Exercise task:
Omit the pictures, then write out every entry exactly as it reads.

Materials provided:
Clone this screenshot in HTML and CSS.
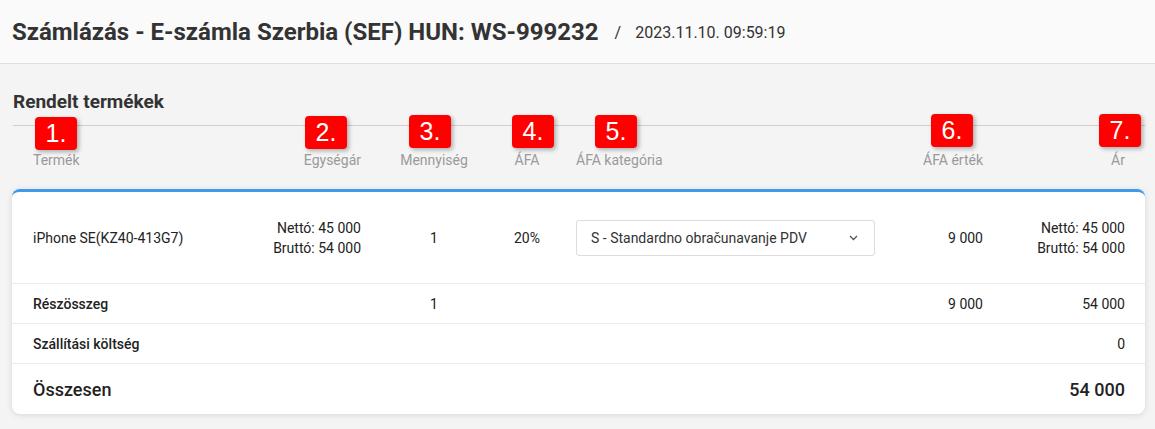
FILE: index.html
```html
<!DOCTYPE html>
<html lang="hu">
<head>
<meta charset="UTF-8">
<meta name="viewport" content="width=device-width, initial-scale=1.0">
<title>Számlázás - E-számla Szerbia (SEF)</title>
<link rel="stylesheet" href="styles.css">
</head>
<body>
<header class="page-head">
  <h1>Számlázás - E-számla Szerbia (SEF) HUN: WS-999232</h1>
  <span class="sep">/</span>
  <span class="date">2023.11.10. 09:59:19</span>
</header>

<main class="content">
  <h2 class="section-title">Rendelt termékek</h2>

  <div class="col-head">
    <div class="grid">
      <div>Termék</div>
      <div class="right">Egységár</div>
      <div class="center">Mennyiség</div>
      <div class="center">ÁFA</div>
      <div class="cat">ÁFA kategória</div>
      <div class="right">ÁFA érték</div>
      <div class="right">Ár</div>
    </div>
    <!-- jelölések -->
    <span class="badge b1">1.</span>
    <span class="badge b2">2.</span>
    <span class="badge b3">3.</span>
    <span class="badge b4">4.</span>
    <span class="badge b5">5.</span>
    <span class="badge b6">6.</span>
    <span class="badge b7">7.</span>
  </div>

  <div class="card">
    <div class="grid row row-item">
      <div>iPhone SE(KZ40-413G7)</div>
      <div class="right">Nettó: 45 000<br>Bruttó: 54 000</div>
      <div class="center">1</div>
      <div class="center">20%</div>
      <div class="cat">
        <div class="select">
          <span>S - Standardno obračunavanje PDV</span>
          <svg width="9" height="6" viewBox="0 0 9 6"><polyline points="1,1 4.5,4.5 8,1" fill="none" stroke="#555" stroke-width="1.3"/></svg>
        </div>
      </div>
      <div class="right">9 000</div>
      <div class="right">Nettó: 45 000<br>Bruttó: 54 000</div>
    </div>

    <div class="grid row">
      <div class="label">Részösszeg</div>
      <div></div>
      <div class="center">1</div>
      <div></div>
      <div></div>
      <div class="right">9 000</div>
      <div class="right">54 000</div>
    </div>

    <div class="grid row">
      <div class="label">Szállítási költség</div>
      <div></div>
      <div></div>
      <div></div>
      <div></div>
      <div></div>
      <div class="right">0</div>
    </div>

    <div class="grid row row-total">
      <div>Összesen</div>
      <div></div>
      <div></div>
      <div></div>
      <div></div>
      <div></div>
      <div class="right">54 000</div>
    </div>
  </div>
</main>
</body>
</html>
```

FILE: styles.css
```css
body {
  margin: 0;
  background-color: #f4f4f4;
  font-family: Roboto, "Liberation Sans", Arial, sans-serif;
  color: #222;
}
.page-head {
  display: flex;
  align-items: center;
  height: 63px;
  padding: 0 12px;
  background: #fafafa;
  border-bottom: 1px solid #dedede;
  color: #333;
}
.page-head h1 {
  margin: 0;
  font-size: 24px;
  font-weight: 700;
}
.page-head .sep {
  margin: 2px 0 0 16px;
  font-size: 16px;
}
.page-head .date {
  margin: 2px 0 0 14px;
  font-size: 16px;
}
.content {
  padding: 27px 10px 15px 12px;
}
.section-title {
  margin: 0 0 0 1px;
  font-size: 19px;
  line-height: 22px;
  font-weight: 700;
  color: #333;
  padding-bottom: 12px;
  border-bottom: 1px solid #cfcfcf;
}
.grid {
  display: grid;
  grid-template-columns: 1fr 108px 146px 40px 348px 88px 142px;
  align-items: center;
  padding: 0 20px 0 21px;
  font-size: 14px;
}
.right { text-align: right; }
.center { text-align: center; }
.cat { padding-left: 29px; }

.col-head {
  position: relative;
  padding: 26px 0 21px;
  color: #9a9a9a;
  line-height: 16px;
}
.badge {
  position: absolute;
  width: 42px;
  height: 33px;
  line-height: 33px;
  text-align: center;
  background: #ff0000;
  color: #fff;
  font-family: "Liberation Sans", Arial, sans-serif;
  font-size: 25px;
  border-radius: 4px;
  box-shadow: 2px 2px 4px rgba(0, 0, 0, 0.3);
}
.b1 { left: 23px; top: -9px; }
.b2 { left: 293px; top: -10px; }
.b3 { left: 397px; top: -11px; }
.b4 { left: 500px; top: -11px; }
.b5 { left: 583px; top: -11px; }
.b6 { left: 919px; top: -12px; }
.b7 { left: 1087px; top: -12px; }

.card {
  background: #fff;
  border-top: 3px solid #3f9be8;
  border-radius: 8px;
  box-shadow: 0 1px 6px rgba(0, 0, 0, 0.12);
}
.row {
  height: 39px;
  border-bottom: 1px solid #ebebeb;
}
.row-item {
  height: 91px;
  line-height: 20px;
}
.row .label { font-weight: 500; }
.row-total {
  height: 50px;
  border-bottom: none;
  font-size: 18px;
  font-weight: 500;
}
.select {
  display: flex;
  align-items: center;
  justify-content: space-between;
  width: 299px;
  height: 36px;
  box-sizing: border-box;
  padding: 0 16px 0 14px;
  border: 1px solid #dcdcdc;
  border-radius: 3px;
  color: #333;
}
```
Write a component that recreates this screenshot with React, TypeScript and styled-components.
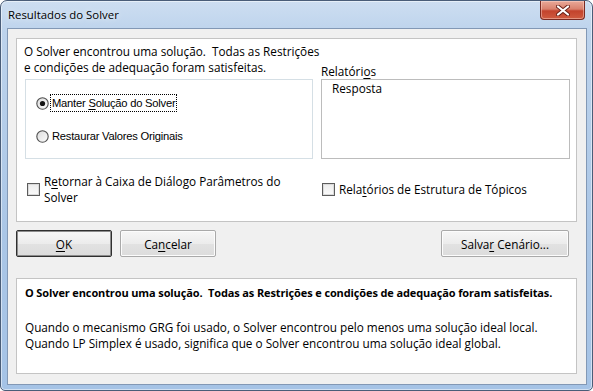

Solution for this task:
Clone this screenshot in HTML and CSS.
FILE: index.html
```html
<!DOCTYPE html>
<html lang="hu">
<head>
<meta charset="UTF-8">
<meta name="viewport" content="width=device-width, initial-scale=1.0">
<title>Számlázás - E-számla Szerbia (SEF)</title>
<link rel="stylesheet" href="styles.css">
</head>
<body>
<header class="page-head">
  <h1>Számlázás - E-számla Szerbia (SEF) HUN: WS-999232</h1>
  <span class="sep">/</span>
  <span class="date">2023.11.10. 09:59:19</span>
</header>

<main class="content">
  <h2 class="section-title">Rendelt termékek</h2>

  <div class="col-head">
    <div class="grid">
      <div>Termék</div>
      <div class="right">Egységár</div>
      <div class="center">Mennyiség</div>
      <div class="center">ÁFA</div>
      <div class="cat">ÁFA kategória</div>
      <div class="right">ÁFA érték</div>
      <div class="right">Ár</div>
    </div>
    <!-- jelölések -->
    <span class="badge b1">1.</span>
    <span class="badge b2">2.</span>
    <span class="badge b3">3.</span>
    <span class="badge b4">4.</span>
    <span class="badge b5">5.</span>
    <span class="badge b6">6.</span>
    <span class="badge b7">7.</span>
  </div>

  <div class="card">
    <div class="grid row row-item">
      <div>iPhone SE(KZ40-413G7)</div>
      <div class="right">Nettó: 45 000<br>Bruttó: 54 000</div>
      <div class="center">1</div>
      <div class="center">20%</div>
      <div class="cat">
        <div class="select">
          <span>S - Standardno obračunavanje PDV</span>
          <svg width="9" height="6" viewBox="0 0 9 6"><polyline points="1,1 4.5,4.5 8,1" fill="none" stroke="#555" stroke-width="1.3"/></svg>
        </div>
      </div>
      <div class="right">9 000</div>
      <div class="right">Nettó: 45 000<br>Bruttó: 54 000</div>
    </div>

    <div class="grid row">
      <div class="label">Részösszeg</div>
      <div></div>
      <div class="center">1</div>
      <div></div>
      <div></div>
      <div class="right">9 000</div>
      <div class="right">54 000</div>
    </div>

    <div class="grid row">
      <div class="label">Szállítási költség</div>
      <div></div>
      <div></div>
      <div></div>
      <div></div>
      <div></div>
      <div class="right">0</div>
    </div>

    <div class="grid row row-total">
      <div>Összesen</div>
      <div></div>
      <div></div>
      <div></div>
      <div></div>
      <div></div>
      <div class="right">54 000</div>
    </div>
  </div>
</main>
</body>
</html>
```

FILE: styles.css
```css
body {
  margin: 0;
  background-color: #f4f4f4;
  font-family: Roboto, "Liberation Sans", Arial, sans-serif;
  color: #222;
}
.page-head {
  display: flex;
  align-items: center;
  height: 63px;
  padding: 0 12px;
  background: #fafafa;
  border-bottom: 1px solid #dedede;
  color: #333;
}
.page-head h1 {
  margin: 0;
  font-size: 24px;
  font-weight: 700;
}
.page-head .sep {
  margin: 2px 0 0 16px;
  font-size: 16px;
}
.page-head .date {
  margin: 2px 0 0 14px;
  font-size: 16px;
}
.content {
  padding: 27px 10px 15px 12px;
}
.section-title {
  margin: 0 0 0 1px;
  font-size: 19px;
  line-height: 22px;
  font-weight: 700;
  color: #333;
  padding-bottom: 12px;
  border-bottom: 1px solid #cfcfcf;
}
.grid {
  display: grid;
  grid-template-columns: 1fr 108px 146px 40px 348px 88px 142px;
  align-items: center;
  padding: 0 20px 0 21px;
  font-size: 14px;
}
.right { text-align: right; }
.center { text-align: center; }
.cat { padding-left: 29px; }

.col-head {
  position: relative;
  padding: 26px 0 21px;
  color: #9a9a9a;
  line-height: 16px;
}
.badge {
  position: absolute;
  width: 42px;
  height: 33px;
  line-height: 33px;
  text-align: center;
  background: #ff0000;
  color: #fff;
  font-family: "Liberation Sans", Arial, sans-serif;
  font-size: 25px;
  border-radius: 4px;
  box-shadow: 2px 2px 4px rgba(0, 0, 0, 0.3);
}
.b1 { left: 23px; top: -9px; }
.b2 { left: 293px; top: -10px; }
.b3 { left: 397px; top: -11px; }
.b4 { left: 500px; top: -11px; }
.b5 { left: 583px; top: -11px; }
.b6 { left: 919px; top: -12px; }
.b7 { left: 1087px; top: -12px; }

.card {
  background: #fff;
  border-top: 3px solid #3f9be8;
  border-radius: 8px;
  box-shadow: 0 1px 6px rgba(0, 0, 0, 0.12);
}
.row {
  height: 39px;
  border-bottom: 1px solid #ebebeb;
}
.row-item {
  height: 91px;
  line-height: 20px;
}
.row .label { font-weight: 500; }
.row-total {
  height: 50px;
  border-bottom: none;
  font-size: 18px;
  font-weight: 500;
}
.select {
  display: flex;
  align-items: center;
  justify-content: space-between;
  width: 299px;
  height: 36px;
  box-sizing: border-box;
  padding: 0 16px 0 14px;
  border: 1px solid #dcdcdc;
  border-radius: 3px;
  color: #333;
}
```
Write a component that recreates this screenshot with React, TypeScript and styled-components.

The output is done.